*EXERCISE TASK:* For the copy, please give all of the data again exactly and leave the pictures out.
•••••
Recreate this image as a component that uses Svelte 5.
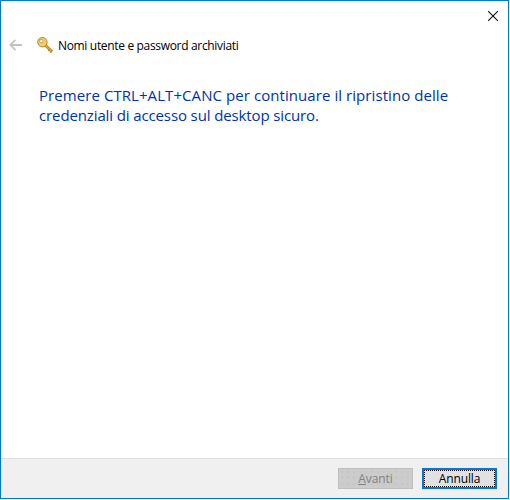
<script>
  let title = "Nomi utente e password archiviati";
</script>

<div class="window">
  <div class="titlebar">
    <button class="close" type="button" aria-label="Chiudi">
      <svg width="10" height="10" viewBox="0 0 10 10">
        <path d="M0 0L10 10M10 0L0 10" stroke="#111" stroke-width="1.1" fill="none" />
      </svg>
    </button>
  </div>

  <div class="header">
    <svg class="back" width="13" height="12" viewBox="0 0 13 12">
      <path d="M6.5 0.8L1.4 6L6.5 11.2M1.4 6H13" stroke="#c4c4c4" stroke-width="1.8" fill="none" />
    </svg>
    <svg class="key" width="17" height="17" viewBox="0 0 17 17">
      <path d="M7 7L15.2 14.6" stroke="#c4872a" stroke-width="2.8" fill="none" />
      <path d="M7 7L15.2 14.6" stroke="#f0b64a" stroke-width="1" fill="none" />
      <path d="M12.6 12.4L11 14M14.6 14.2L13.2 15.6" stroke="#c4872a" stroke-width="1.4" fill="none" />
      <circle cx="5.4" cy="5.2" r="4.7" fill="#f1d06c" stroke="#b98421" />
      <circle cx="4.4" cy="4.2" r="1.8" fill="#fff8e2" stroke="#a9782a" stroke-width="0.6" />
    </svg>
    <span class="title">{title}</span>
  </div>

  <main class="content">
    <p>
      <span class="line first">Premere CTRL+ALT+CANC per continuare il ripristino delle</span>
      <span class="line second">credenziali di accesso sul desktop sicuro.</span>
    </p>
  </main>

  <div class="footer">
    <button class="btn disabled" type="button" disabled><u>A</u>vanti</button>
    <button class="btn default" type="button">Annulla</button>
  </div>
</div>

<style>
  :global(body) {
    background: #fff;
  }

  .window {
    box-sizing: border-box;
    width: 509px;
    height: 499px;
    border: 1px solid #0078d7;
    display: flex;
    flex-direction: column;
    background: #fff;
    font-family: "Open Sans", "Noto Sans", sans-serif;
    color: #000;
  }

  .titlebar {
    height: 30px;
    display: flex;
    justify-content: flex-end;
    flex: none;
  }

  .close {
    width: 30px;
    height: 30px;
    padding: 0;
    border: 0;
    background: none;
    display: flex;
    align-items: center;
    justify-content: center;
  }

  .header {
    height: 28px;
    flex: none;
    display: flex;
    align-items: center;
    padding-left: 8px;
  }

  .back {
    margin-right: 15px;
  }

  .key {
    margin-right: 4px;
  }

  .title {
    font-size: 12px;
    letter-spacing: -0.33px;
  }

  .content {
    flex: 1;
    padding: 26px 0 0 38px;
  }

  .content p {
    margin: 0;
    font-size: 15px;
    line-height: 20px;
    color: #0033a5;
  }

  .line {
    display: block;
    white-space: nowrap;
  }

  /* Open Sans caps run narrow and lowercase wide next to the original font */
  .first {
    letter-spacing: 0.07px;
  }

  .second {
    letter-spacing: -0.12px;
  }

  .footer {
    height: 40px;
    flex: none;
    box-sizing: border-box;
    background: #f0f0f0;
    border-top: 1px solid #dfdfdf;
    display: flex;
    align-items: center;
    justify-content: flex-end;
    gap: 9px;
    padding-right: 11px;
  }

  .btn {
    box-sizing: border-box;
    width: 75px;
    height: 21px;
    padding: 0;
    font-family: inherit;
    font-size: 12px;
    letter-spacing: -0.1px;
    line-height: 1;
  }

  .disabled {
    background-color: #ccc;
    background-image: radial-gradient(#bdbdbd 0.6px, transparent 0.8px);
    background-size: 6px 6px;
    border: 1px solid #bfbfbf;
    color: #838383;
  }

  .default {
    background: #e1e1e1;
    border: 2px solid #0078d7;
    color: #000;
    outline: 1px dotted #000;
    outline-offset: -3px;
  }
</style>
•••••
*THE REPLY:*
Recreate this image as a component that uses Svelte 5.
<script>
  let title = "Nomi utente e password archiviati";
</script>

<div class="window">
  <div class="titlebar">
    <button class="close" type="button" aria-label="Chiudi">
      <svg width="10" height="10" viewBox="0 0 10 10">
        <path d="M0 0L10 10M10 0L0 10" stroke="#111" stroke-width="1.1" fill="none" />
      </svg>
    </button>
  </div>

  <div class="header">
    <svg class="back" width="13" height="12" viewBox="0 0 13 12">
      <path d="M6.5 0.8L1.4 6L6.5 11.2M1.4 6H13" stroke="#c4c4c4" stroke-width="1.8" fill="none" />
    </svg>
    <svg class="key" width="17" height="17" viewBox="0 0 17 17">
      <path d="M7 7L15.2 14.6" stroke="#c4872a" stroke-width="2.8" fill="none" />
      <path d="M7 7L15.2 14.6" stroke="#f0b64a" stroke-width="1" fill="none" />
      <path d="M12.6 12.4L11 14M14.6 14.2L13.2 15.6" stroke="#c4872a" stroke-width="1.4" fill="none" />
      <circle cx="5.4" cy="5.2" r="4.7" fill="#f1d06c" stroke="#b98421" />
      <circle cx="4.4" cy="4.2" r="1.8" fill="#fff8e2" stroke="#a9782a" stroke-width="0.6" />
    </svg>
    <span class="title">{title}</span>
  </div>

  <main class="content">
    <p>
      <span class="line first">Premere CTRL+ALT+CANC per continuare il ripristino delle</span>
      <span class="line second">credenziali di accesso sul desktop sicuro.</span>
    </p>
  </main>

  <div class="footer">
    <button class="btn disabled" type="button" disabled><u>A</u>vanti</button>
    <button class="btn default" type="button">Annulla</button>
  </div>
</div>

<style>
  :global(body) {
    background: #fff;
  }

  .window {
    box-sizing: border-box;
    width: 509px;
    height: 499px;
    border: 1px solid #0078d7;
    display: flex;
    flex-direction: column;
    background: #fff;
    font-family: "Open Sans", "Noto Sans", sans-serif;
    color: #000;
  }

  .titlebar {
    height: 30px;
    display: flex;
    justify-content: flex-end;
    flex: none;
  }

  .close {
    width: 30px;
    height: 30px;
    padding: 0;
    border: 0;
    background: none;
    display: flex;
    align-items: center;
    justify-content: center;
  }

  .header {
    height: 28px;
    flex: none;
    display: flex;
    align-items: center;
    padding-left: 8px;
  }

  .back {
    margin-right: 15px;
  }

  .key {
    margin-right: 4px;
  }

  .title {
    font-size: 12px;
    letter-spacing: -0.33px;
  }

  .content {
    flex: 1;
    padding: 26px 0 0 38px;
  }

  .content p {
    margin: 0;
    font-size: 15px;
    line-height: 20px;
    color: #0033a5;
  }

  .line {
    display: block;
    white-space: nowrap;
  }

  /* Open Sans caps run narrow and lowercase wide next to the original font */
  .first {
    letter-spacing: 0.07px;
  }

  .second {
    letter-spacing: -0.12px;
  }

  .footer {
    height: 40px;
    flex: none;
    box-sizing: border-box;
    background: #f0f0f0;
    border-top: 1px solid #dfdfdf;
    display: flex;
    align-items: center;
    justify-content: flex-end;
    gap: 9px;
    padding-right: 11px;
  }

  .btn {
    box-sizing: border-box;
    width: 75px;
    height: 21px;
    padding: 0;
    font-family: inherit;
    font-size: 12px;
    letter-spacing: -0.1px;
    line-height: 1;
  }

  .disabled {
    background-color: #ccc;
    background-image: radial-gradient(#bdbdbd 0.6px, transparent 0.8px);
    background-size: 6px 6px;
    border: 1px solid #bfbfbf;
    color: #838383;
  }

  .default {
    background: #e1e1e1;
    border: 2px solid #0078d7;
    color: #000;
    outline: 1px dotted #000;
    outline-offset: -3px;
  }
</style>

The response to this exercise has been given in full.